Ingestion runs once per document: extract, chunk, embed, store. The stored vector index is what retrieval searches in Module 4.

Analogy

Ingestion is shelving a new book in a library. You don't photocopy the whole book every time someone asks a question — you index it once (catalog it, file it on the right shelf) so it can be found fast later. The vector index is the catalog; building it is a one-time job per book.
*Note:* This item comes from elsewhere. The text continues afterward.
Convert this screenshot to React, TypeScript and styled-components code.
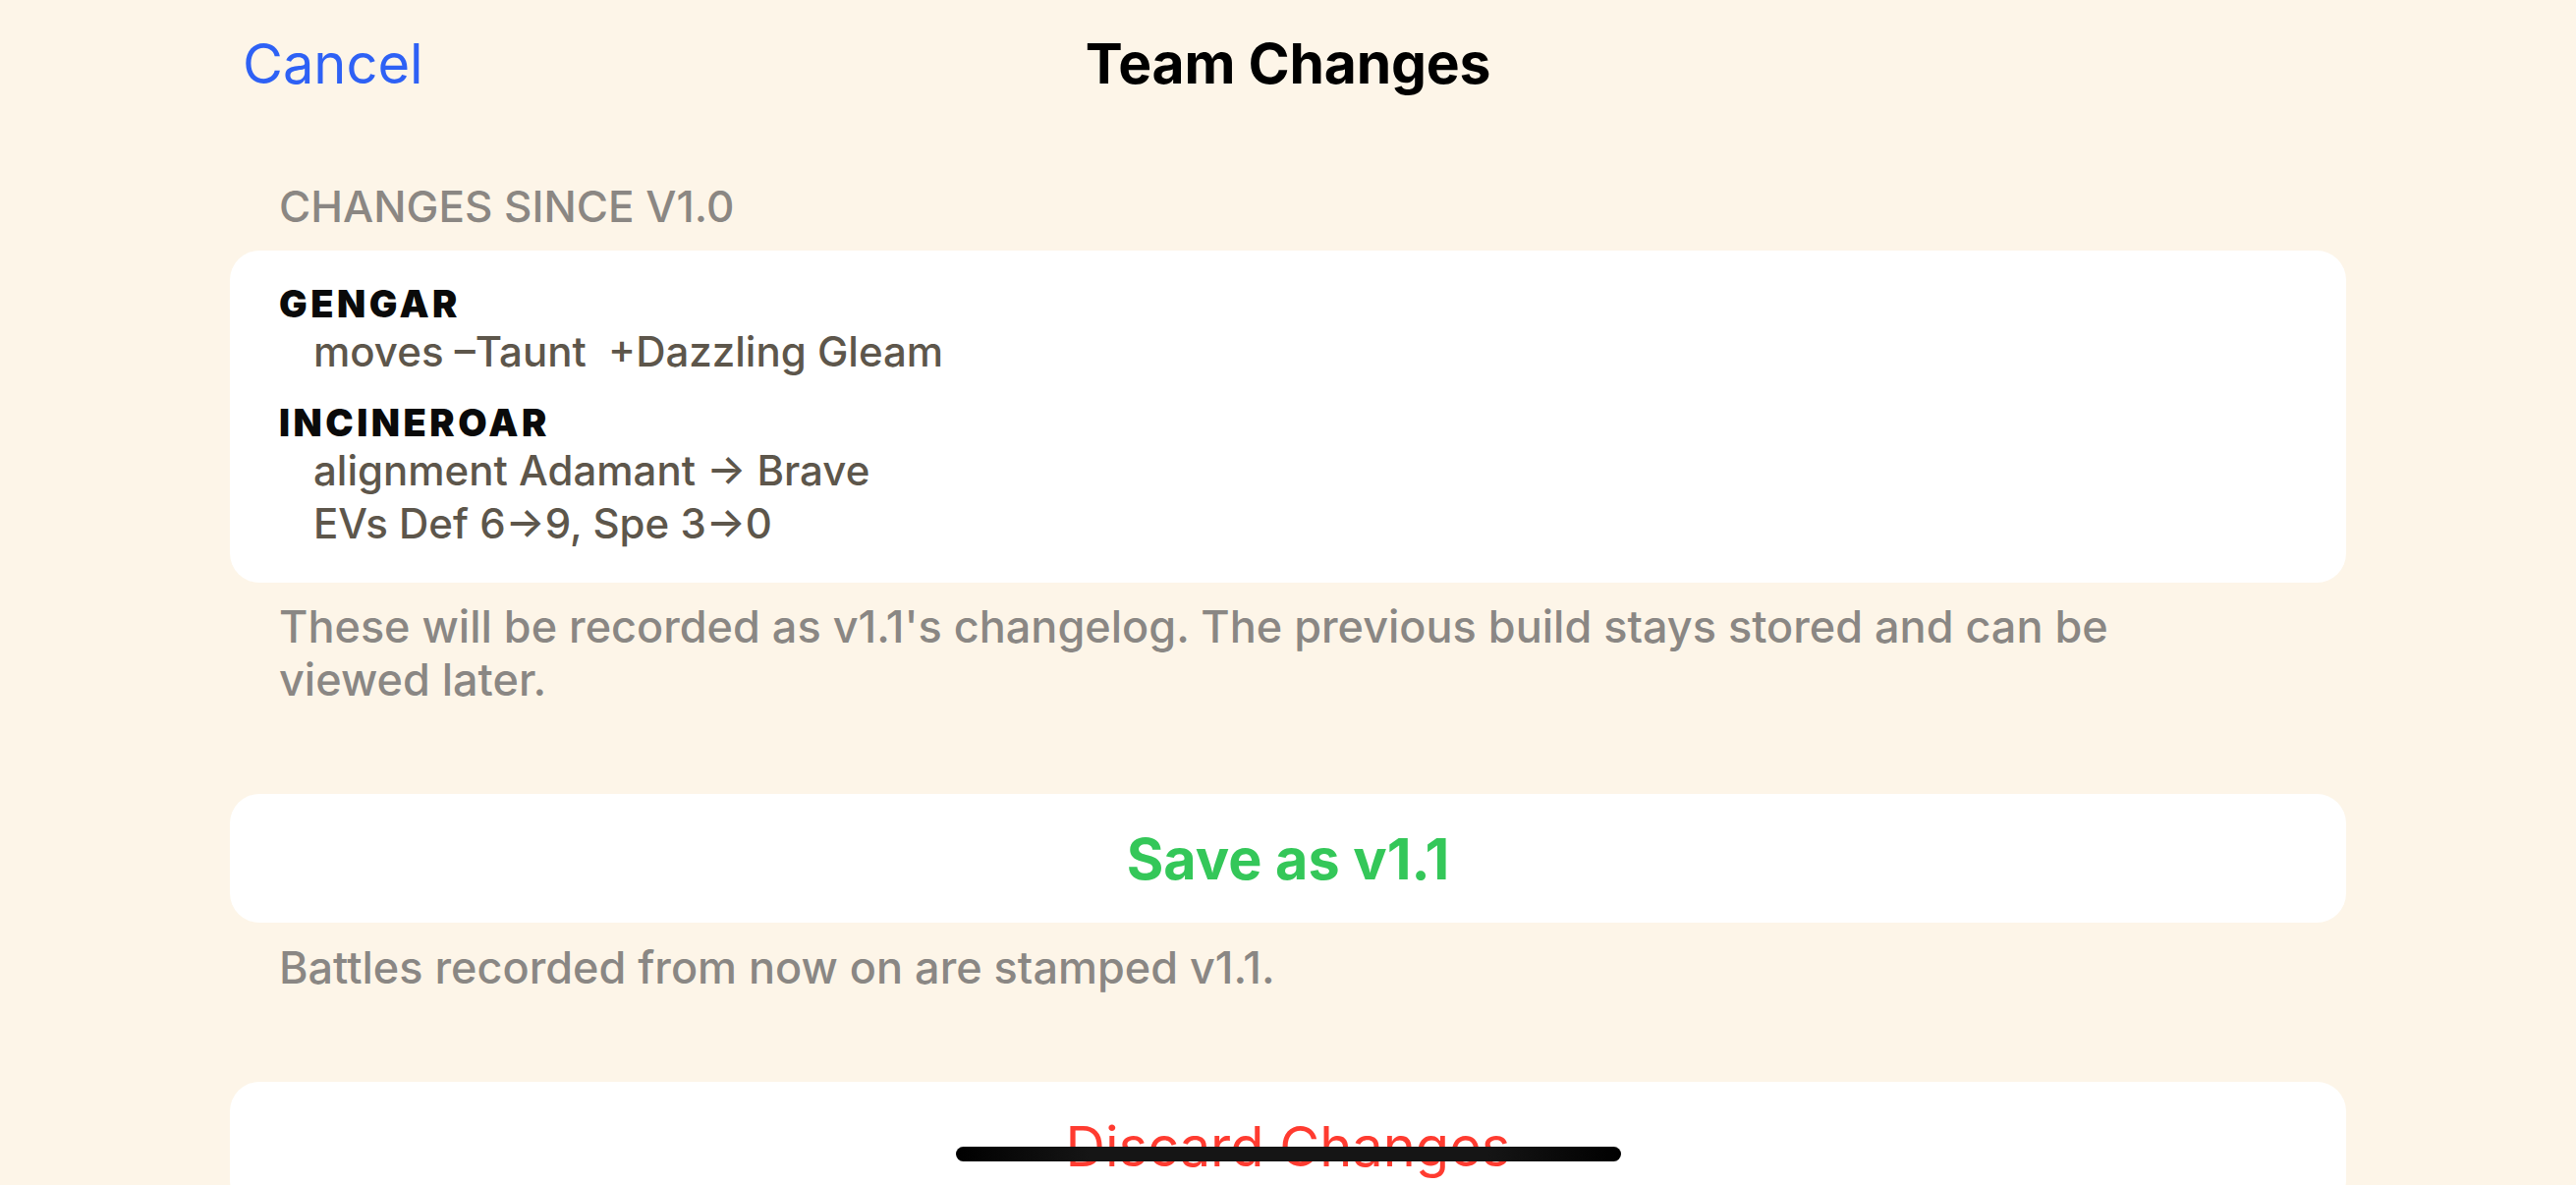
import styled, { createGlobalStyle } from "styled-components";

const GlobalStyle = createGlobalStyle`
  html, body {
    margin: 0;
    padding: 0;
    background: #fdf5e8;
    overflow: hidden;
  }
  body {
    font-family: Inter, "Noto Sans", "Liberation Sans", sans-serif;
    -webkit-font-smoothing: antialiased;
  }
`;

const Page = styled.div`
  min-height: 1206px;
  background: #fdf5e8;
`;

const NavBar = styled.header`
  display: grid;
  grid-template-columns: 1fr auto 1fr;
  align-items: center;
  padding: 31px 247px 0;
  height: 68px;
`;

const NavButton = styled.button`
  justify-self: start;
  border: 0;
  background: none;
  padding: 0;
  font-family: inherit;
  font-size: 56px;
  line-height: 68px;
  font-weight: 400;
  color: #2e61f5;
`;

const NavTitle = styled.h1`
  margin: 0;
  font-size: 57px;
  line-height: 68px;
  font-weight: 700;
  color: #000;
  letter-spacing: -0.2px;
`;

const Content = styled.main`
  display: flex;
  flex-direction: column;
  padding: 85px 234px 0;
`;

const SectionHeader = styled.div`
  padding-left: 50px;
  font-size: 44px;
  line-height: 53px;
  font-weight: 500;
  color: #8b8783;
  text-transform: uppercase;
  margin-bottom: 18px;
`;

const Card = styled.section`
  background: #fff;
  border-radius: 30px;
  padding: 33px 50px 33px;
`;

const Group = styled.div<{ $first?: boolean }>`
  margin-top: ${(p) => (p.$first ? "0" : "24px")};
`;

const Name = styled.div`
  font-size: 38px;
  line-height: 43px;
  font-weight: 900;
  letter-spacing: 3.5px;
  color: #0a0a0a;
`;

const Change = styled.div`
  padding-left: 35px;
  font-size: 42px;
  line-height: 54px;
  font-weight: 500;
  color: #5d564b;
  white-space: pre;
`;

const Footnote = styled.p<{ $gap?: number }>`
  margin: ${(p) => p.$gap ?? 18}px 0 0;
  padding: 0 120px 0 50px;
  font-size: 45px;
  line-height: 54px;
  font-weight: 500;
  color: #8a8784;
`;

const ActionButton = styled.button<{ $tone: "green" | "red"; $bold?: boolean }>`
  display: flex;
  align-items: center;
  justify-content: center;
  height: 131px;
  margin-top: 89px;
  border: 0;
  border-radius: 30px;
  background: #fff;
  font-family: inherit;
  font-size: ${(p) => (p.$bold ? 57.5 : 56)}px;
  line-height: 68px;
  font-weight: ${(p) => (p.$bold ? 700 : 400)};
  color: ${(p) => (p.$tone === "green" ? "#34c759" : "#ff3b30")};
`;

const HomeIndicator = styled.div`
  position: fixed;
  left: 50%;
  bottom: 24px;
  width: 677px;
  height: 15px;
  margin-left: -338px;
  border-radius: 8px;
  background: linear-gradient(90deg, #000 0%, #151515 20%, #151515 80%, #000 100%);
`;

const changes = [
  { name: "GENGAR", lines: ["moves \u2013Taunt  +Dazzling Gleam"] },
  {
    name: "INCINEROAR",
    lines: ["alignment Adamant \u2192 Brave", "EVs Def 6\u21929, Spe 3\u21920"],
  },
];

export default function App() {
  return (
    <Page>
      <GlobalStyle />
      <NavBar>
        <NavButton>Cancel</NavButton>
        <NavTitle>Team Changes</NavTitle>
        <span />
      </NavBar>
      <Content>
        <SectionHeader>Changes since v1.0</SectionHeader>
        <Card>
          {changes.map((c, i) => (
            <Group key={c.name} $first={i === 0}>
              <Name>{c.name}</Name>
              {c.lines.map((l) => (
                <Change key={l}>{l}</Change>
              ))}
            </Group>
          ))}
        </Card>
        <Footnote>
          These will be recorded as v1.1's changelog. The previous build stays stored and can be
          viewed later.
        </Footnote>
        <ActionButton $tone="green" $bold>
          Save as v1.1
        </ActionButton>
        <Footnote $gap={19}>Battles recorded from now on are stamped v1.1.</Footnote>
        <ActionButton $tone="red">Discard Changes</ActionButton>
      </Content>
      <HomeIndicator />
    </Page>
  );
}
Example: a PDF becomes searchable vectors

Walk one document through the pipeline:

StepInputOutput
Extracthandbook.pdf (40 pages)one long plain-text string
Chunkthe text + chunk_size / overlap~120 overlapping chunks
Embedeach chunk~120 vectors (384-D each)
Storechunks + vectorsrows in the vector index, query-ready

Notice ingestion is write-time work: it happens once, up front. Retrieval (Module 4) is read-time work: it embeds the question and searches these stored vectors. Doing the expensive embedding once at ingest is exactly what makes query-time retrieval fast.

Common mistake

Trying to "patch" a stored vector after editing the source. A vector isn't editable text — it's the embedding of a specific chunk. Fix the document, then re-ingest the affected piece so its chunk and vector are regenerated together. Editing one without the other leaves the index describing text that no longer exists.

Key takeaways

Key takeaways

  • Ingestion = extract → chunk → embed → store, run once per document.
  • It does the expensive embedding work up front so query-time search is fast.
  • The output is a vector index: chunks plus their vectors, ready to retrieve.
  • Edits mean re-ingesting the affected chunks, not patching stored vectors.
Go deeper: what 'store' really means, and what comes next

The "store" step is more than dropping vectors in a list:

  • Chunk text travels with the vector. You store the original chunk text alongside its vector. Retrieval finds the nearest vectors, but it's the text that gets pasted into the model's prompt — so both must live together.
  • Metadata earns its keep. Storing the source document, page, and position lets you build citations later ("from handbook.pdf, p.12") and lets you re-ingest or delete just one document's chunks without rebuilding everything.
  • The index enables fast nearest-neighbor search. A naive search compares the query against every stored vector; production vector stores add an index (e.g. HNSW) so search stays fast as the corpus grows. Either way, the interface is the same: give it a query vector, get back the closest chunks.

With the index built, Module 4 picks up at read time: embed the question, retrieve the top-K chunks, and choose between vector, keyword, and hybrid search.